Her iki organizasyonu da yüzlerce TV ve diğer medya kanalları naklen yayınlarken, bu iki yarışı canlı izleyen bir milyardan fazla meraklı var. Yarış tutkusunun yanında, bu etkinliklerin gerçekleştiği ülkelere ve yerlere olan sempatinin büyümesi de aşırı önemli bir katma değer.

Özellikle bu sıkıntılı dönemde ülkemizin tanıtımına, uluslararası prestijine çok farklı bir koldan fayda sağlanıyor olması da, aklımızda kalmalı. 2018’de sekiz yıl aradan sonra ülkemizde yeniden koşulmaya başlanan, WRC’nin en zorlu etaplarına sahip Türkiye Rallisi için sezonun en karakterli yarışı denilmişti. Parkurlardaki aksiyonlar ve Muğla’nın muhteşem manzarası, herkesin başını döndürmüştü.

Pilotların dayanıklılığını ve araçların sağlamlığını görebildiğimiz bir ekstrem yarış olarak, sadece bizlerin değil tüm yabancı gazetecilerin bile “en güzel ralli” yakıştırmasını da kazanmıştı.

2019’da da kayalar, büyük taşlar, derin izler ve sayısız bilinmeyenle mücadeleler, etaplarda suspansiyonları, jantları ve lastikleri adeta eritmişti... Parkur boyunca toz sisi içinde iyi konsantrasyonu olan ve sakinliğini koruyabilen podyuma çıkabilmişti.

Eski zamanların Safari ve Akropolis yarışları kadar kırıcı, araçların mühendislik kalitesini ortaya çıkaran ve cesaret sınırlarının zorlandığı Türkiye Rallisi’ne gelen dünyanın en iyi rallicileri ve ekiplerinin yorgunlukları kadar keyiflerini de bu hafta sonu yine göreceğiz.

Başta eski rallici motivasyonuyla limitlerin üstünü zorlayan Tosfed Onursal Başkanı Serkan Yazıcı olmak üzere tüm Türkiye Otomobil Sporları Federasyonu TOSFED yönetimine adanmışlıklarıyla bu devasa organizasyonu Türkiye’ye yeniden kazandırmayı başarmış oldukları ve takvimde tutabildikleri için müteşekkiriz.

Diğer yanda ise, dünyanın en iyisi olarak kabul edilen pistimizi uzun yıllar boyunca bireysel çabalarıyla koruyan ve nihayet Türkiye bayrağını Formula 1 dünyasına yeniden dikmeyi başaran, yarış ve otomobil tutkunu, Vural Ak’a teşekkür etmemiz gerekiyor.İki ay sonra Intercity Park’a hızlıların en hızlılarını toplayacak olan İstanbul Grand Prix’sinin, ülkemizden uzaklaşmış diğer yarış kolları için de kapıları yeniden açacağından eminiz.

Bu yıl Kuzey ve Güney Amerika’da, Çin’de, Vietnam’da ve başka birçok güçlü ülke rakiplerini geride bırakarak F1 şampiyonasına da ev sahipliği yapacak Türkiye’nin diğer ülkelerce ciddi şekilde kıskanıldığını da, buraya gelmeye en çok sevinenlerin Formula 1 pilotları olduğunu da ve özellikle 8. virajın stresini tüm dünyadaki motorsporları camiasının şimdiden konuşmaya başladığını da söyleyelim.

Bu iki dev yarışın coşkusuna katılacak otomotiv endüstrimizin lider markaları da tatlı bir telaş içinde.
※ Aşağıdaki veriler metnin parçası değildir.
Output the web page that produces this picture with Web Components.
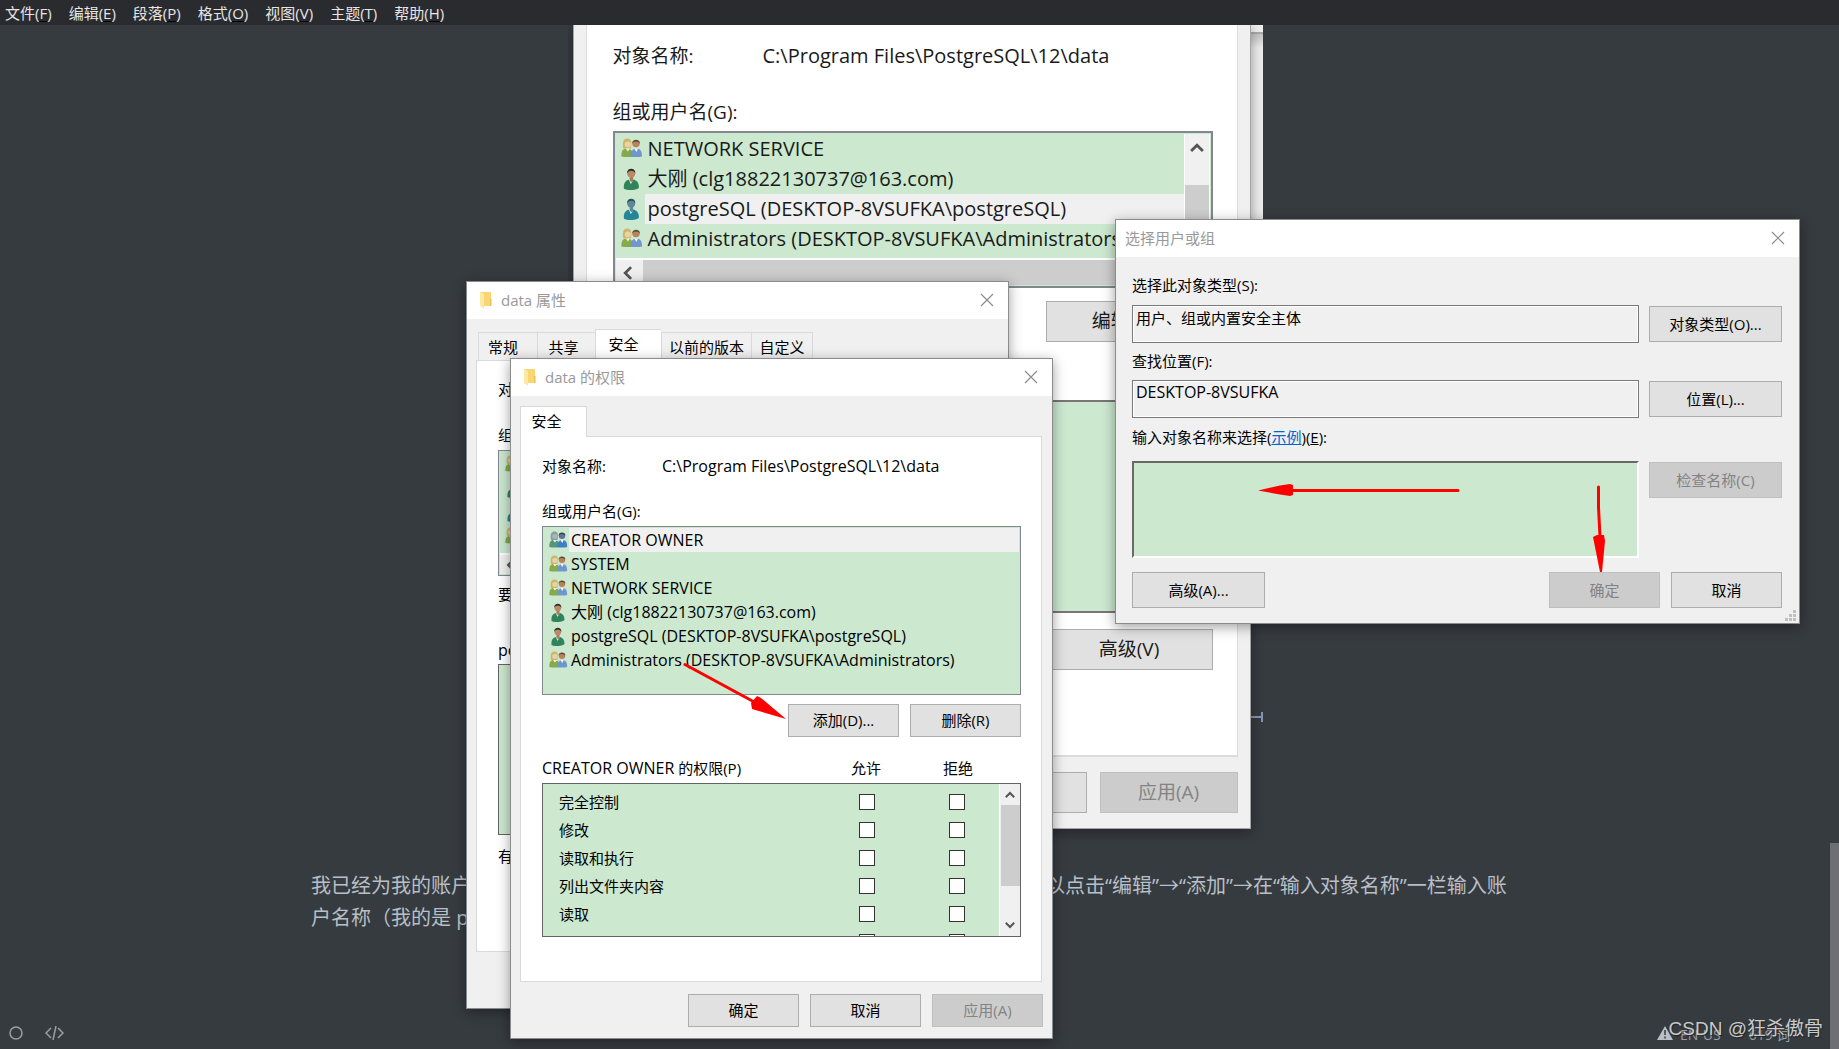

Liderliğe oynayan i20’yi üreten Hyundai’den başka Türkiye’de fabrikaları olan Toyota ve Ford’un WRC’de; Renault, Mercedes ve Honda’nın Formula 1’de boy göstermesi ve Ferrari ile Alfa Romeo’nun dolaylı olarak Tofaş ile organik ilişkisi, yerel ilgiyi maksimuma çıkaracak. Bu arada, Türkiye’nin büyük lastik üreticisi Pirelli’nin de, yarışların en büyük tedarikçisi olduğunu unutmayalım.

Özlemle ve severek en iyisini yapabildiğimiz organizasyonlarımızdan yayınlarda övgüyle bahsedilmesi, tüm dünyadaki izleyenlerin hayran kalması, ihtiyacımız olan imaja fazlasıyla katkı sağlayacak. O sebeple, hepimizin desteği şart!